• **Requirements**:
Determine how many lines contain the string "document" and reply with that number alone.

• **Supplied material**:
—————

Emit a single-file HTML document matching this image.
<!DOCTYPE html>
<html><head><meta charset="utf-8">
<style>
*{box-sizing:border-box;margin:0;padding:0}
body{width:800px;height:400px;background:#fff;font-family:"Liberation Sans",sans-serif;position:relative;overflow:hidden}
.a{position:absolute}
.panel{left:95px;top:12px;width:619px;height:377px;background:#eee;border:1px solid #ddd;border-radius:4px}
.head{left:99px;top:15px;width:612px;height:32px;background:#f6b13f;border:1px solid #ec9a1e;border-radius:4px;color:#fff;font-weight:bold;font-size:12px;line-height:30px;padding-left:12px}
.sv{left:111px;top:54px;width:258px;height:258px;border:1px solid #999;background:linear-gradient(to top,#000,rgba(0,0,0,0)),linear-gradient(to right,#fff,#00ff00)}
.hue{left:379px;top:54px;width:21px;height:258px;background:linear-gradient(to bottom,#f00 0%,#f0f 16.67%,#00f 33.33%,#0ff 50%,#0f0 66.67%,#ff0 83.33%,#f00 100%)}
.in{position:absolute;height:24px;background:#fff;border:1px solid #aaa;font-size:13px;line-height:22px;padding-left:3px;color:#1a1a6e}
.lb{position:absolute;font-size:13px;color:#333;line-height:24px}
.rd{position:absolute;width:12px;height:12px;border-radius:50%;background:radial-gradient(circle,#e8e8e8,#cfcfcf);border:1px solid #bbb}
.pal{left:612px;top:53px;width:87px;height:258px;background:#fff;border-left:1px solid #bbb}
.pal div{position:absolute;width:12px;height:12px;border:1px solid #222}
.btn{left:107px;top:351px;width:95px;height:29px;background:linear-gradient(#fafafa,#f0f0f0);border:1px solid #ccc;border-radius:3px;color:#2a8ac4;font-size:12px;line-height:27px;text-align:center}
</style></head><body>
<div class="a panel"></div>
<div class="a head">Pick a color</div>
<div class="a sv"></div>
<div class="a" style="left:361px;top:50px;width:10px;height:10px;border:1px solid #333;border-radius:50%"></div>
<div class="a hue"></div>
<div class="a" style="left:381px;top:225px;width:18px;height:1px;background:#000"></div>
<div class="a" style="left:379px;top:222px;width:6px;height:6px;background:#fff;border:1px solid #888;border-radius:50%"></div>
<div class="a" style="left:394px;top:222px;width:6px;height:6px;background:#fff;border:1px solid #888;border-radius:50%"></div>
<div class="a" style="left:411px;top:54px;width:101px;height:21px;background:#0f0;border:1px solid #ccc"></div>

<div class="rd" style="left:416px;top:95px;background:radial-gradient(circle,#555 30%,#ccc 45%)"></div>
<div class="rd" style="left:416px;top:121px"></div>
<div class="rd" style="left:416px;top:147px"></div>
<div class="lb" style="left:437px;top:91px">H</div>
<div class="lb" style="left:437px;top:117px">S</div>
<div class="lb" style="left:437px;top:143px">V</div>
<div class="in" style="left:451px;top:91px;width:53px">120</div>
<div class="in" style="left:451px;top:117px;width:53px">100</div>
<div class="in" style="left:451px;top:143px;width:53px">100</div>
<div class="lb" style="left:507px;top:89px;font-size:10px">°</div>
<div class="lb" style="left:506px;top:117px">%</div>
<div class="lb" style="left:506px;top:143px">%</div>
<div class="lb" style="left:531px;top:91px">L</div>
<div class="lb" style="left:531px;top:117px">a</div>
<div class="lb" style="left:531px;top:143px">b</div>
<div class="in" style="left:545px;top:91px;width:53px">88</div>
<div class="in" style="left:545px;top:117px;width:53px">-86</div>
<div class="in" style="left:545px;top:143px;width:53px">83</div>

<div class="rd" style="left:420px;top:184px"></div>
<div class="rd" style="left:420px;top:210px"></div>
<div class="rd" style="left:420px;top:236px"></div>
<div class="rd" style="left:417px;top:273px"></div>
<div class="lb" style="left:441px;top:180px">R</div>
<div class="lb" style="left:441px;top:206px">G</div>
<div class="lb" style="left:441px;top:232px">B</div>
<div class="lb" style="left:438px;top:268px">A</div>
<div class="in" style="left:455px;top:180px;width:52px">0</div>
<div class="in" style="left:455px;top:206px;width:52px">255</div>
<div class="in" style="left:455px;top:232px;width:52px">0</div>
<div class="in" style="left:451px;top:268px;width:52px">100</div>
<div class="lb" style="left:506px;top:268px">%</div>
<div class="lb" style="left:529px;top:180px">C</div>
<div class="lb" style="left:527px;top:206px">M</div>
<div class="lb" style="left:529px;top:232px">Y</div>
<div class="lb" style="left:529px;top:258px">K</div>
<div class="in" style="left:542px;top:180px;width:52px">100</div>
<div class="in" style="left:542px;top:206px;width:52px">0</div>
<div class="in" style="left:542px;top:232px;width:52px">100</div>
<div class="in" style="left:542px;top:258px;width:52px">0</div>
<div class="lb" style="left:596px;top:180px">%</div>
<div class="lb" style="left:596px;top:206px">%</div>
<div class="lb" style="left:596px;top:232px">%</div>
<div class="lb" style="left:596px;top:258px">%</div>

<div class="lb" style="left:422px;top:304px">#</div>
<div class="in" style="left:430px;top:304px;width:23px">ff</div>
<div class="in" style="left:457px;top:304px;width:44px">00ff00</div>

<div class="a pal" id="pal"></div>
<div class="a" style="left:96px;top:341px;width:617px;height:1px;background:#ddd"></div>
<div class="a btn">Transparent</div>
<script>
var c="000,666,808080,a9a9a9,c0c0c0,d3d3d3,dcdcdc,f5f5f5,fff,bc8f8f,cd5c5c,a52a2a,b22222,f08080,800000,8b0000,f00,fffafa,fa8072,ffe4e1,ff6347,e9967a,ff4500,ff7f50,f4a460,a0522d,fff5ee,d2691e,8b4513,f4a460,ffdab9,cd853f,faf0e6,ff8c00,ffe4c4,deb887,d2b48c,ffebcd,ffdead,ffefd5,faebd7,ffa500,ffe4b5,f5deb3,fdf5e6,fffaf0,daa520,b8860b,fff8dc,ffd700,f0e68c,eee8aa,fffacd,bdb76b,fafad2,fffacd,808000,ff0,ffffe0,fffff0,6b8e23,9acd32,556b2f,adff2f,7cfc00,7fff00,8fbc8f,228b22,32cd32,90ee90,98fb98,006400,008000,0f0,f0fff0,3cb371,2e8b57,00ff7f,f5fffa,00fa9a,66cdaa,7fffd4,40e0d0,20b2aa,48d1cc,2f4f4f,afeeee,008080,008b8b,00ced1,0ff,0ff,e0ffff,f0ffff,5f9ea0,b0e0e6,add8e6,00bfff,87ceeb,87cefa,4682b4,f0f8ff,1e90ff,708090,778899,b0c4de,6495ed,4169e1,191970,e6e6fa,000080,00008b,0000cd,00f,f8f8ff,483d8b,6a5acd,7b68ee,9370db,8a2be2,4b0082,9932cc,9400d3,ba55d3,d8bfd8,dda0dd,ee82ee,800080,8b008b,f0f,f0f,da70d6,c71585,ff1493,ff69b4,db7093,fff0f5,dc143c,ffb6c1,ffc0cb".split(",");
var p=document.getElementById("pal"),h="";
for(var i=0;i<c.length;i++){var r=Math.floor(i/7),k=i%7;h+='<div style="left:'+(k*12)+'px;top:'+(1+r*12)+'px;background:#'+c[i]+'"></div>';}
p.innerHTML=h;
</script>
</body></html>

—————

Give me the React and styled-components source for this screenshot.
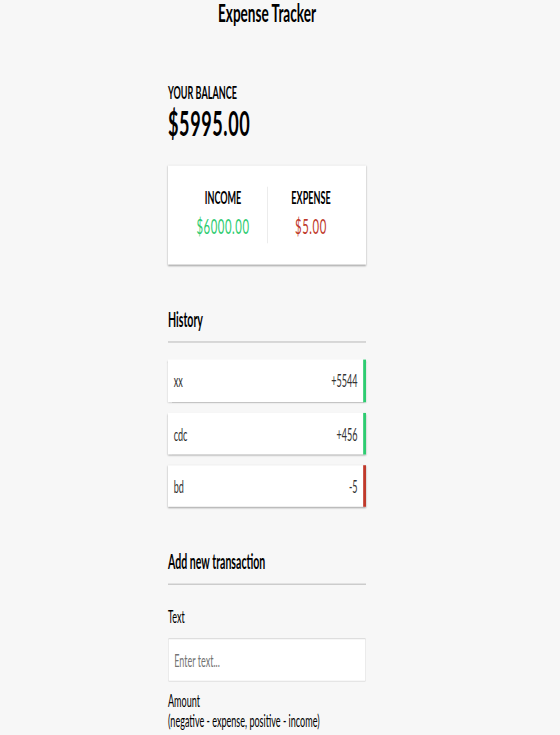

—————

• **Result**:
2